- _AIM OF THE EXERCISE_: Starting at the first line of the listing below, repeat each line exactly until the line containing "text-[17px] leading-[22px] text-[#a9a9a9]", which you include. Leave out pictures.
Begin DATA BLOCK
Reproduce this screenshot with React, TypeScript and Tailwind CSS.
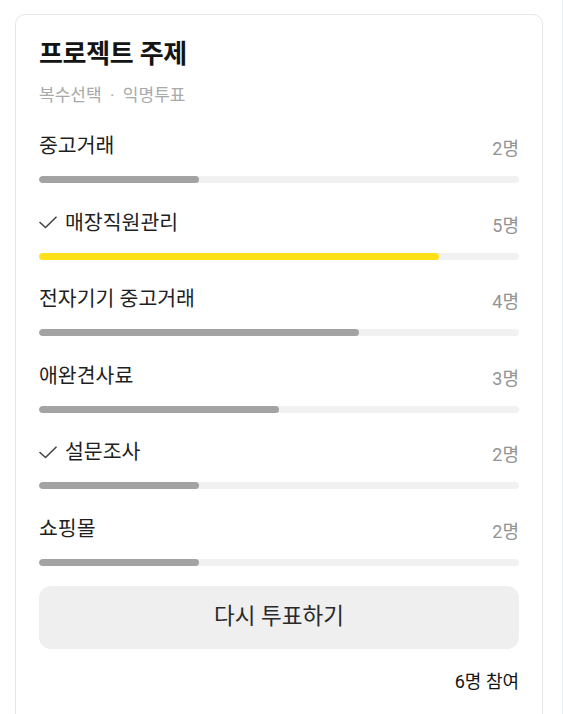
import { Fragment } from "react";

const total = 6;

const options = [
  { label: "중고거래", count: 2, voted: false, mine: false },
  { label: "매장직원관리", count: 5, voted: true, mine: true },
  { label: "전자기기 중고거래", count: 4, voted: false, mine: false },
  { label: "애완견사료", count: 3, voted: false, mine: false },
  { label: "설문조사", count: 2, voted: true, mine: false },
  { label: "쇼핑몰", count: 2, voted: false, mine: false },
];

const CheckMark = () => (
  <svg width="18" height="13" viewBox="0 0 18 13" fill="none" className="shrink-0">
    <polyline points="1,6.5 6.5,11.5 17,1.2" stroke="#444" strokeWidth="1.6" strokeLinecap="round" strokeLinejoin="round" />
  </svg>
);

const App = () => {
  return (
    <div className="flex bg-white min-h-[714px] font-['Roboto','Noto_Sans_CJK_KR',sans-serif]">
      <div className="w-[562px] pl-[15px] pr-[19px] pt-[14px]">
        {/* Poll card */}
        <div className="border border-[#e6e6e6] rounded-[10px] px-[23px] pt-[21px] pb-[40px] min-h-[720px]">
          <h1 className="text-[26px] leading-[36px] font-bold text-[#141414] tracking-[-0.3px]">프로젝트 주제</h1>
          <p className="mt-[12px] text-[17px] leading-[22px] text-[#a9a9a9] whitespace-pre">복수선택  ·  익명투표</p>

          <div className="mt-[24px]">
            {options.map((o, i) => (
              <Fragment key={o.label}>
                <div className={i === 0 ? "" : "mt-[23.5px]"}>
                  <div className="flex items-end justify-between h-[30px]">
                    <div className="flex items-center gap-[8px] text-[20.5px] leading-[28px] text-[#1f1f1f]">
                      {o.voted && <CheckMark />}
                      <span>{o.label}</span>
                    </div>
                    <span className="text-[18px] leading-[24px] text-[#939393] -mb-[1px]">{o.count}명</span>
                  </div>
                  <div className="mt-[16px] h-[7px] rounded-full bg-[#f1f1f1] overflow-hidden">
                    <div
                      className={o.mine ? "h-full rounded-full bg-[#ffe11a]" : "h-full rounded-full bg-[#a3a3a3]"}
                      style={{ width: `${(o.count / total) * 100}%` }}
                    />
                  </div>
                </div>
              </Fragment>
            ))}
          </div>

          <button className="mt-[20px] w-full h-[63px] rounded-[12px] bg-[#efefef] text-[22.5px] text-[#2a2a2a]">
            다시 투표하기
          </button>

          <p className="mt-[21px] text-right text-[18px] leading-[24px] text-[#151515]">6명 참여</p>
        </div>
      </div>
      <div className="w-px bg-[#e9eef6]" />
    </div>
  );
};

export default App;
End DATA BLOCK
- _RESULT FOR THIS EXERCISE_:
Reproduce this screenshot with React, TypeScript and Tailwind CSS.
import { Fragment } from "react";

const total = 6;

const options = [
  { label: "중고거래", count: 2, voted: false, mine: false },
  { label: "매장직원관리", count: 5, voted: true, mine: true },
  { label: "전자기기 중고거래", count: 4, voted: false, mine: false },
  { label: "애완견사료", count: 3, voted: false, mine: false },
  { label: "설문조사", count: 2, voted: true, mine: false },
  { label: "쇼핑몰", count: 2, voted: false, mine: false },
];

const CheckMark = () => (
  <svg width="18" height="13" viewBox="0 0 18 13" fill="none" className="shrink-0">
    <polyline points="1,6.5 6.5,11.5 17,1.2" stroke="#444" strokeWidth="1.6" strokeLinecap="round" strokeLinejoin="round" />
  </svg>
);

const App = () => {
  return (
    <div className="flex bg-white min-h-[714px] font-['Roboto','Noto_Sans_CJK_KR',sans-serif]">
      <div className="w-[562px] pl-[15px] pr-[19px] pt-[14px]">
        {/* Poll card */}
        <div className="border border-[#e6e6e6] rounded-[10px] px-[23px] pt-[21px] pb-[40px] min-h-[720px]">
          <h1 className="text-[26px] leading-[36px] font-bold text-[#141414] tracking-[-0.3px]">프로젝트 주제</h1>
          <p className="mt-[12px] text-[17px] leading-[22px] text-[#a9a9a9] whitespace-pre">복수선택  ·  익명투표</p>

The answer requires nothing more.